Report back each line of the records that contains the string "styles".

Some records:
'''

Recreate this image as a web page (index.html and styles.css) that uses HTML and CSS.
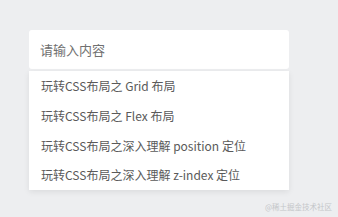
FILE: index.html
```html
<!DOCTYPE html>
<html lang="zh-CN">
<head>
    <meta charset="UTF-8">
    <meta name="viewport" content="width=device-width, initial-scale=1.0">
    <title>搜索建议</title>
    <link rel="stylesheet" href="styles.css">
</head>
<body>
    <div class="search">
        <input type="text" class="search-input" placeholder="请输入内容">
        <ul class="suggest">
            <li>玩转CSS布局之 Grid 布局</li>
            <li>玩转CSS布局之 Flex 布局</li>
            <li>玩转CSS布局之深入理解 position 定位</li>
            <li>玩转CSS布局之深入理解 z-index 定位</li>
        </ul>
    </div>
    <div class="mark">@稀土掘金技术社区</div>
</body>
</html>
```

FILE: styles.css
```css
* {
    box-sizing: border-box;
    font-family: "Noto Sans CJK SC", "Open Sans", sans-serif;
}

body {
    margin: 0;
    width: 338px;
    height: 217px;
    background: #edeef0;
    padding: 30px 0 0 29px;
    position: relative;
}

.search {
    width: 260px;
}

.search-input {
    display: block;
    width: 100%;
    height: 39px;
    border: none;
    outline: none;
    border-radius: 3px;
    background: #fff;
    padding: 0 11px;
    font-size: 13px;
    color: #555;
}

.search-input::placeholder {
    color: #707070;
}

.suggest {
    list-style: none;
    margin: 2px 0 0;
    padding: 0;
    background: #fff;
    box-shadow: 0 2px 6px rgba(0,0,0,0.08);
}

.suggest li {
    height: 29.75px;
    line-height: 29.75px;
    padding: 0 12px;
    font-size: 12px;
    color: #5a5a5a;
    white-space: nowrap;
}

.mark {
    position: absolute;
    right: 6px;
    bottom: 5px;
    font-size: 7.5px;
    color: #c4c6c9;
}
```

'''
'''

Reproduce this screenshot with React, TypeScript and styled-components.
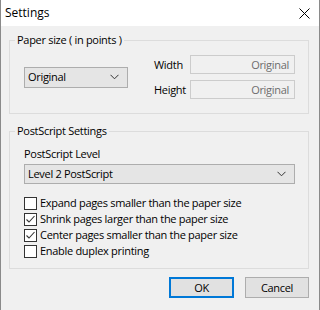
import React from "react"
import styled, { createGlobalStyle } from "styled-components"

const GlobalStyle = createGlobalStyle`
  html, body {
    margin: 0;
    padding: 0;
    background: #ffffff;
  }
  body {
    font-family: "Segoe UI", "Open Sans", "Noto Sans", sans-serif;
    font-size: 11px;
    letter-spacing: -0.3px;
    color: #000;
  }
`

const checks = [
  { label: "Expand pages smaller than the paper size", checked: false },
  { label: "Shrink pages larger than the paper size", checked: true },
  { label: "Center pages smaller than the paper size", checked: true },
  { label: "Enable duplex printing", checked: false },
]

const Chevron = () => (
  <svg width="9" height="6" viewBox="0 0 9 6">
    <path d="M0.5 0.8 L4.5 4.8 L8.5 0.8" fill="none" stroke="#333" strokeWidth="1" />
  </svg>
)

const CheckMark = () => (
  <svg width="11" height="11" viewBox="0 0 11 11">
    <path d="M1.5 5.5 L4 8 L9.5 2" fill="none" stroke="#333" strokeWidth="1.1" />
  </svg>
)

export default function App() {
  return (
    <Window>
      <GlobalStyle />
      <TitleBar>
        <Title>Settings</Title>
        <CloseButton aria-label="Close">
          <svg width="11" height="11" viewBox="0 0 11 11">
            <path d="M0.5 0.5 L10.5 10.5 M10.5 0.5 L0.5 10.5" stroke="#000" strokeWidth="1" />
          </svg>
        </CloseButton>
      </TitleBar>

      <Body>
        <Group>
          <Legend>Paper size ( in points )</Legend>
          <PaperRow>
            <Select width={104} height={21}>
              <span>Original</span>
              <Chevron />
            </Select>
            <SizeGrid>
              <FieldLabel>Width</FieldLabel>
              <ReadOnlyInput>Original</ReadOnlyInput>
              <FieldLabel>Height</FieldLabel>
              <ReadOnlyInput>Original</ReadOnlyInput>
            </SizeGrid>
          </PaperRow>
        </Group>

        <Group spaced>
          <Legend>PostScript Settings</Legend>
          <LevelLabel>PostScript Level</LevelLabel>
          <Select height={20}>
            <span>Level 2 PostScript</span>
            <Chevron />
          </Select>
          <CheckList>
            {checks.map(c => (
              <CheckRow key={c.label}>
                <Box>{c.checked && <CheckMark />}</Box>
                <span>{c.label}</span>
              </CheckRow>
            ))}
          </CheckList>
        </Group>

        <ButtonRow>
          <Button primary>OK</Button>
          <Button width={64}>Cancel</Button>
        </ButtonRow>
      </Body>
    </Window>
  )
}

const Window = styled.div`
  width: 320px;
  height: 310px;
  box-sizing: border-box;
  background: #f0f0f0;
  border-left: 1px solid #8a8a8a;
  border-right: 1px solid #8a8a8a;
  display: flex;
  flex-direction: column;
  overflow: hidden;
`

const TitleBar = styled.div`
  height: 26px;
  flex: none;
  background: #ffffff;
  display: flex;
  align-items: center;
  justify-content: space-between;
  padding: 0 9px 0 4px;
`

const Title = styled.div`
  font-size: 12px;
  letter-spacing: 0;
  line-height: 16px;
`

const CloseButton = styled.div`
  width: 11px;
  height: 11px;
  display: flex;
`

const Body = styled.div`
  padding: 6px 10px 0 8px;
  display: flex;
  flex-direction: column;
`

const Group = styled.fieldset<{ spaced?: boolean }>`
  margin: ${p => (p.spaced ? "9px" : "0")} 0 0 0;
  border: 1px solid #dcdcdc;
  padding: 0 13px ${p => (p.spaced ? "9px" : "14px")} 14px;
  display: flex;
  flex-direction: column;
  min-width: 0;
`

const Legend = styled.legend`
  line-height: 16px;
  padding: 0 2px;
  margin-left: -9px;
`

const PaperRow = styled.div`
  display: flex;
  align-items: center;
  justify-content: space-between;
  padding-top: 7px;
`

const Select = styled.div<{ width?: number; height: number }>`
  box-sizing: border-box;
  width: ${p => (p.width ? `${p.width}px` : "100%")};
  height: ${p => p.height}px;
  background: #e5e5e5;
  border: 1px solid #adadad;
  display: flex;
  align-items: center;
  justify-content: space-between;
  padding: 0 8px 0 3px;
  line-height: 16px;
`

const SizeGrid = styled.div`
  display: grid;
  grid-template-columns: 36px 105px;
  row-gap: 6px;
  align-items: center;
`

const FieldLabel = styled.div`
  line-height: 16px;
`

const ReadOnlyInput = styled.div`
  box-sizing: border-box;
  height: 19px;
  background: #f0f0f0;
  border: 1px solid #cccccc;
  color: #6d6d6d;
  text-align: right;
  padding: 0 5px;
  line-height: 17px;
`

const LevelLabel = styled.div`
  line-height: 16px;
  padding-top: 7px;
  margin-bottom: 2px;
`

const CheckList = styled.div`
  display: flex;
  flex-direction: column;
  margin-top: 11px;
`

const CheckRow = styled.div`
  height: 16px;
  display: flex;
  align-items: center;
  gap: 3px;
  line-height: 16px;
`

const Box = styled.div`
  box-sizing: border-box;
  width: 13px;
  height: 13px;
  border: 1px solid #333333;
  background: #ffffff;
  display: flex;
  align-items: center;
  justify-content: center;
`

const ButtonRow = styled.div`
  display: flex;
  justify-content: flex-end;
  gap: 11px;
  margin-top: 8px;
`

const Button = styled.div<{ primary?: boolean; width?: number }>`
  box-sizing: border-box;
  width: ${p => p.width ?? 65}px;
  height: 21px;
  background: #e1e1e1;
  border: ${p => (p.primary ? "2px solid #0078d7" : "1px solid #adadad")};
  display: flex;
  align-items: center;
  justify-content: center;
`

'''
'''

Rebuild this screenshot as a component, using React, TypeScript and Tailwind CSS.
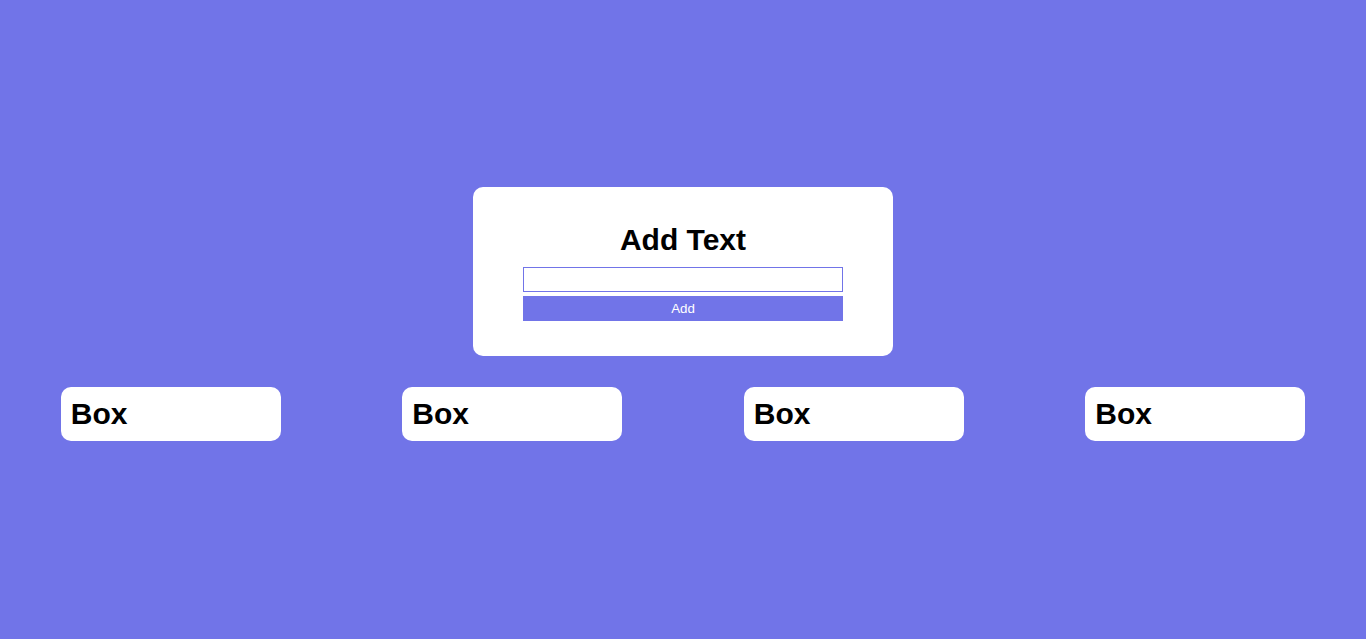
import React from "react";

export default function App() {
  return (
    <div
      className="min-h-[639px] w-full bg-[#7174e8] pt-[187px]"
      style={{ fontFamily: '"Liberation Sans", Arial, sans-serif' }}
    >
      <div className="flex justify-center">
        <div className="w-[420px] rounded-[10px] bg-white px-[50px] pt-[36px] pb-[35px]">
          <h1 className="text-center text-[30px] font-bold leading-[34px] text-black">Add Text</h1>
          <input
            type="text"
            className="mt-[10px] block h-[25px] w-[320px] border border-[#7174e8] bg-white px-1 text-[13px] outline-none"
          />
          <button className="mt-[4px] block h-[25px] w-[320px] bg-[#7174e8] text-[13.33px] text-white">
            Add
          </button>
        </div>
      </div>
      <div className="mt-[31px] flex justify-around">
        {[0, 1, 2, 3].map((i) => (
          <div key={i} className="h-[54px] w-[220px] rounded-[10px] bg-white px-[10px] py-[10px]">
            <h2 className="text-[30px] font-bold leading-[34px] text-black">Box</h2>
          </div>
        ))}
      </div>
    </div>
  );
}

'''

> _The output_
Recreate this image as a web page (index.html and styles.css) that uses HTML and CSS.
    <link rel="stylesheet" href="styles.css">
FILE: styles.css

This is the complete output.